#### Written request:
Which lines in the material below contain the word "this"? Copy each of them.

#### Data block:
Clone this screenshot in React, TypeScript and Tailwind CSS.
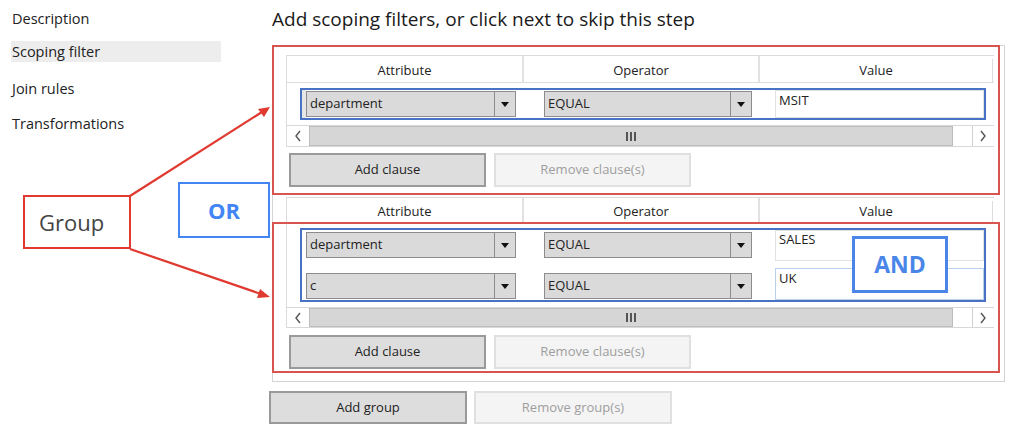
import React from "react";

const Arrow = () => (
  <svg width="8" height="5" viewBox="0 0 8 5">
    <path d="M0 0 L8 0 L4 5 Z" fill="#111" />
  </svg>
);

const Drop = ({ label, wide }: { label: string; wide: boolean }) => (
  <div
    className={`flex h-[26px] border border-[#8c8c8c] bg-[#dadada] ${wide ? "w-[210px]" : "w-[208px]"}`}
  >
    <div className="flex-1 flex items-center pl-[3px] text-[13px] text-[#222]">{label}</div>
    <div className="w-[21px] border-l border-[#8c8c8c] flex items-center justify-center">
      <Arrow />
    </div>
  </div>
);

const Chevron = ({ dir }: { dir: "l" | "r" }) => (
  <svg width="8" height="12" viewBox="0 0 8 12">
    <path
      d={dir === "l" ? "M6 1 L2 6 L6 11" : "M2 1 L6 6 L2 11"}
      fill="none"
      stroke="#555"
      strokeWidth="1.4"
    />
  </svg>
);

const ScrollBar = ({ h }: { h: string }) => (
  <div className={`flex ${h} border-t border-b border-[#d8d8d8] bg-white`}>
    <div className="w-[22px] flex items-center justify-center bg-white">
      <Chevron dir="l" />
    </div>
    <div className="w-[644px] bg-[#d6d6d6] border border-[#bdbdbd] flex items-center justify-center gap-[2px]">
      <div className="w-[2px] h-[9px] bg-[#555]" />
      <div className="w-[2px] h-[9px] bg-[#555]" />
      <div className="w-[2px] h-[9px] bg-[#555]" />
    </div>
    <div className="w-[19px] bg-white" />
    <div className="w-[21px] border-l border-[#d0d0d0] flex items-center justify-center bg-white">
      <Chevron dir="r" />
    </div>
  </div>
);

const Header = ({ h }: { h: string }) => (
  <div className={`flex ${h} border-t border-b border-[#dcdcdc] text-[13px] text-[#222] pt-[3px]`}>
    <div className="w-[235px] flex items-center justify-center">Attribute</div>
    <div className="w-[2px] bg-[#e2e2e2] -mt-[3px]" />
    <div className="w-[234px] flex items-center justify-center">Operator</div>
    <div className="w-[2px] bg-[#e2e2e2] -mt-[3px]" />
    <div className="w-[233px] flex items-center justify-center border-r border-[#dcdcdc]">Value</div>
  </div>
);

const Buttons = ({ add, remove, mt }: { add: string; remove: string; mt: string }) => (
  <div className={`flex gap-[8px] ml-[3px] ${mt} text-[13px]`}>
    <div className="w-[197px] h-[34px] border-2 border-[#9a9a9a] bg-[#dddddd] flex items-center justify-center text-[#222]">
      {add}
    </div>
    <div className="w-[197px] h-[34px] border-2 border-[#e0e0e0] bg-[#f4f4f4] flex items-center justify-center text-[#9e9e9e]">
      {remove}
    </div>
  </div>
);

export default function App() {
  return (
    <div className="relative w-[1024px] h-[431px] bg-white overflow-hidden flex font-['Open_Sans',sans-serif] text-[#222]">
      {/* Left nav */}
      <div className="w-[269px] shrink-0 pl-[11px] pt-[8px] text-[14.5px]">
        <div className="w-[210px] h-[21px] flex items-center pl-[1px]">Description</div>
        <div className="w-[210px] h-[21px] flex items-center pl-[1px] mt-[12px] bg-[#ededed]">Scoping filter</div>
        <div className="w-[210px] h-[21px] flex items-center pl-[1px] mt-[16px]">Join rules</div>
        <div className="w-[210px] h-[21px] flex items-center pl-[1px] mt-[14px]">Transformations</div>
      </div>

      {/* Main */}
      <div className="flex flex-col">
        <div className="ml-[3px] mt-[7px] h-[24px] flex items-center text-[19px] text-[#1a1a1a]">
          Add scoping filters, or click next to skip this step
        </div>

        <div className="ml-[3px] mt-[14px] w-[733px] h-[337px] border border-[#d4d4d4] flex flex-col">
          {/* Group 1 */}
          <div className="-ml-px -mt-px w-[728px] h-[150px] border-2 border-[#d9534f] pl-[12px] pt-[8px]">
            <div className="w-[708px] border-l border-[#dcdcdc]">
              <Header h="h-[28px]" />
              <div className="h-[42px] pt-[5px] pl-[13px]">
                <div className="w-[686px] h-[32px] border-2 border-[#4a72c4] flex">
                  <div className="w-[4px] h-[28px] bg-[#e6e6e6]" />
                  <div className="pt-[1px]">
                    <Drop label="department" wide={true} />
                  </div>
                  <div className="w-[28px]" />
                  <div className="pt-[1px]">
                    <Drop label="EQUAL" wide={false} />
                  </div>
                  <div className="w-[23px]" />
                  <div className="w-[209px] h-[28px] border border-[#e2e2e2] pl-[3px] text-[13px] leading-[16px] pt-[1px]">
                    MSIT
                  </div>
                </div>
              </div>
              <ScrollBar h="h-[22px]" />
            </div>
            <Buttons add="Add clause" remove="Remove clause(s)" mt="mt-[6px]" />
          </div>

          {/* Group 2 header */}
          <div className="ml-[13px] mt-[2px] w-[708px] border-l border-[#dcdcdc]">
            <Header h="h-[26px]" />
          </div>

          {/* Group 2 */}
          <div className="-ml-px -mt-px w-[728px] h-[151px] border-2 border-[#d9534f] pl-[12px]">
            <div className="w-[708px] border-l border-[#dcdcdc]">
              <div className="h-[83px] pt-[4px] pl-[13px]">
                <div className="w-[686px] h-[74px] border-2 border-[#4a72c4] flex flex-col">
                  <div className="h-[37px] flex items-start">
                    <div className="w-[4px]" />
                    <div className="mt-[2px]">
                      <Drop label="department" wide={true} />
                    </div>
                    <div className="w-[28px]" />
                    <div className="mt-[2px]">
                      <Drop label="EQUAL" wide={false} />
                    </div>
                    <div className="w-[23px]" />
                    <div className="w-[209px] h-[31px] border border-[#e2e2e2] pl-[3px] text-[13px] leading-[16px]">
                      SALES
                    </div>
                  </div>
                  <div className="h-[33px] flex items-start">
                    <div className="w-[4px]" />
                    <div className="mt-[6px]">
                      <Drop label="c" wide={true} />
                    </div>
                    <div className="w-[28px]" />
                    <div className="mt-[6px]">
                      <Drop label="EQUAL" wide={false} />
                    </div>
                    <div className="w-[23px]" />
                    <div className="w-[209px] h-[32px] mt-[1px] border border-[#b9cfee] pl-[3px] text-[13px] leading-[18px]">
                      UK
                    </div>
                  </div>
                </div>
              </div>
              <ScrollBar h="h-[21px]" />
            </div>
            <Buttons add="Add clause" remove="Remove clause(s)" mt="mt-[7px]" />
          </div>
        </div>

        <div className="flex gap-[7px] mt-[9px] text-[13px]">
          <div className="w-[198px] h-[33px] border-2 border-[#9a9a9a] bg-[#dddddd] flex items-center justify-center text-[#222]">
            Add group
          </div>
          <div className="w-[198px] h-[33px] border-2 border-[#e0e0e0] bg-[#f4f4f4] flex items-center justify-center text-[#9e9e9e]">
            Remove group(s)
          </div>
        </div>
      </div>

      {/* Annotations */}
      <svg className="absolute left-0 top-0 pointer-events-none" width="1024" height="431">
        <line x1="130" y1="196" x2="262" y2="112" stroke="#e0392f" strokeWidth="2.2" />
        <path d="M270 107 L258 109 L264 117 Z" fill="#e0392f" />
        <line x1="130" y1="249" x2="261" y2="294" stroke="#e0392f" strokeWidth="2.2" />
        <path d="M270 297 L260 289 L257 298 Z" fill="#e0392f" />
      </svg>
      <div className="absolute left-[23px] top-[195px] w-[108px] h-[54px] border-2 border-[#e0392f] bg-white flex items-center pl-[14px] text-[22px] text-[#444]">
        Group
      </div>
      <div className="absolute left-[178px] top-[182px] w-[92px] h-[56px] border-2 border-[#4285f4] bg-white flex items-center justify-center text-[22px] font-bold text-[#4285f4]">
        OR
      </div>
      <div className="absolute left-[852px] top-[236px] w-[96px] h-[57px] border-[3px] border-[#4a86e8] bg-white flex items-center justify-center text-[23px] font-bold text-[#4a86e8]">
        AND
      </div>
    </div>
  );
}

#### The completed task:
Clone this screenshot in React, TypeScript and Tailwind CSS.
          Add scoping filters, or click next to skip this step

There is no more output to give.